Sabendo tocar algum instrumento ou não, todos nós temos musicalidade no sangue, nos faz acreditar Bobby McFerrin, autor de Don’t Worry Be Happy.
A música está na alma de todo ser humano. Bom, como é sempre arriscado generalizar, vamos dizer — de praticamente todo ser humano. As raízes musicais do homem são tão antigas quanto a própria espécie. Ninguém questiona o poder dessa arte que participa ativamente da vida em todos os cantos do planeta.
No entanto, uma coisa se questiona: a habilidade para com ela. Ouvir música todos sabem. Mas e fazer? Quando o assunto aponta para o âmbito da prática musical, a conversa, então, fica cheia de poses. Somente alguns são capazes de produzir música com qualidade, é o que costuma-se entender. E os outros? Oras, que se contenham em apreciar. Nada evidencia isso mais do que a disposição de um show: palco e plateia. Quem está aqui toca; quem está ali assiste. E na música clássica, de preferência em silêncio.
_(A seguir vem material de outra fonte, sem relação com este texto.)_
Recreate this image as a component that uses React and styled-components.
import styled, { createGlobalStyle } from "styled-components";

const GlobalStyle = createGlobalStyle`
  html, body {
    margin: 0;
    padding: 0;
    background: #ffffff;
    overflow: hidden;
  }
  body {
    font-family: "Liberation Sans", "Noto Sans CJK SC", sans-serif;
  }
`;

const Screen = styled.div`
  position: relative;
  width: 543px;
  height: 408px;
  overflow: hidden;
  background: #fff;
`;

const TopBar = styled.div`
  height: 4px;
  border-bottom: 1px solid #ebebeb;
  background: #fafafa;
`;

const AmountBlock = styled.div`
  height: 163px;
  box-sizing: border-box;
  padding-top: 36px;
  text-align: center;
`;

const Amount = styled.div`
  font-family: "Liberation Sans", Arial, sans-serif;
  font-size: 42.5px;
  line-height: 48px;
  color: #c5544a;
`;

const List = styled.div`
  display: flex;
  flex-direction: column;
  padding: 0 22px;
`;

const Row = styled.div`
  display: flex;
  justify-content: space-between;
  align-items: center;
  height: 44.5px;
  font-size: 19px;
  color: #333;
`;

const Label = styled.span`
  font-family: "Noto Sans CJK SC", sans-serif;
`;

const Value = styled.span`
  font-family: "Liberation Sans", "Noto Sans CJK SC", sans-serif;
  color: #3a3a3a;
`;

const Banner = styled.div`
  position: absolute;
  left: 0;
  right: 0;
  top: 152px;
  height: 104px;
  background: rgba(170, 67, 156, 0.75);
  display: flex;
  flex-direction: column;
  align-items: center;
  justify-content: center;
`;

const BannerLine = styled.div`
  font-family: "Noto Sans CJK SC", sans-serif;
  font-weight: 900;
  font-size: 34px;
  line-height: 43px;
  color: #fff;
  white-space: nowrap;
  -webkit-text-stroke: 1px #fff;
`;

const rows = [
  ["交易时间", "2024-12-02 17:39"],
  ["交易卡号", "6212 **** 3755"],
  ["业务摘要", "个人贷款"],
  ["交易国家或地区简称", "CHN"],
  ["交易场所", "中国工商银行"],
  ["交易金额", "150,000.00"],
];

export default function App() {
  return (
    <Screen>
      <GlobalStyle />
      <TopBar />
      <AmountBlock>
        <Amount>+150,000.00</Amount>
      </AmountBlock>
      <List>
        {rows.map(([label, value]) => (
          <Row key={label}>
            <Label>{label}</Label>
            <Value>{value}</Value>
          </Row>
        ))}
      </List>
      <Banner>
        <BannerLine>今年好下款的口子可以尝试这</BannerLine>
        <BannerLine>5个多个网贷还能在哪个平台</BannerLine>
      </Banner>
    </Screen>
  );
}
Contudo, no século passado esse paradigma musical foi colocado em xeque. O compositor americano John Cage foi um dos grandes expoentes do movimento que procurou integrar artista e platéia na execução musical. E isso não se fez necessariamente no tocar um instrumento, mas na forma de enxergar a música. Cage é autor da peça 4’33’’, onde nenhum instrumento soa. Os músicos entram no palco e por ali ficam sem executar nada por quatro minutos e trinta e três segundos. Pode-se chamar isso de silêncio? Não. Por um acaso existe música aí? Sim: o barulho gerado pelas pessoas que estão no auditório compõem a música. Dessa forma, todos participam ativamente dela.
Ok, mas isso é apenas uma ideia filosófica. É bonito e legal, mas…
Mas aí que entra um outro nome: Bobby McFerrin.
Talvez você o conheça pela sua famosa canção Don’t Worry, Be Happy. Mas, por favor, a esqueça: não iremos falar dela. Bobby é um grande musicista – grandessíssimo. Vem de família com tradição musical, é profundo conhecedor de técnicas e teorias sobre a arte em questão e, além de ser um exímio cantor, toca piano e é regente. Mas o que o destaca é a capacidade de enxergar a música além de tudo isso.
Música é expressão, é liberdade. E a técnica, idealmente, é para facilitar movimentos, facilitar a compreensão. Mas a vaidade humana transformou a arte em algo burocrático. A técnica, ao invés de libertar, aprisionou: existem regras, existem modelos, existem limites a serem atendidos.
Mas Bobby parece não ver dessa forma: é como se para ele todos fossem capazes de fazer música. A musicalidade é intrínseca ao ser humano. E ele prova isso.
No vídeo abaixo, durante uma conferência científica, ele fez uma interação com a plateia. Ali estão pessoas comuns – provavelmente algumas detém conhecimentos musicais e outras não. Entretanto, McFerrin demonstrou que todos sabem fazer música de um jeito ou de outro. É surpreendentemente óbvio o sangue musical do ser humano. Assista e verá.
É claro que para tocar algo específico é necessário conhecimentos específicos – mas para se fazer música, não. Para isso basta perder o medo da exposição. A desafinação só existe porque algum dia foi estabelecida a escala. Mas a música vai além de convenções: é expressão. Portanto, para ser um bom músico basta que você vença a sua vaidade e perca o medo de se mostrar da forma que realmente é.
(Mas não se engane, pois subir ao palco não significa a vitória sobre o orgulho – e sabemos muito bem disso. Pelo contrário, pode ser um trabalho intenso de fortalecimento do que Jung chamou de persona: a máscara que uma pessoa adota para confrontar o mundo.)
O próprio Bobby Mc Ferrin diz ter levado anos para tentar se conhecer como cantor e tomar coragem de se expor como faz já há algum tempo. Durante dezenas de meses seu único treinamento foi o de vencer o medo da improvisação. Enquanto alguns estudam para se moldar outros o fazem para se libertar – mas esses vão além dos trastes de violões ou das figuras musicais, porque isso são apenas tradutores da música, e não ela em si.
A face menos popular da música é a que deu origem a ela, é a que se perdeu por muito tempo, e é a que, tão logo as virtudes humanas se sobreponham aos defeitos, reinará novamente.
Se você acha que não sabe nada de música, esqueça essa ideia. Feche os olhos, procure a sua harmonia, a sua melodia, o seu ritmo e deixe fluir. Se o coração estiver aberto e o conteúdo for espontâneo, acredite, você será um ótimo músico.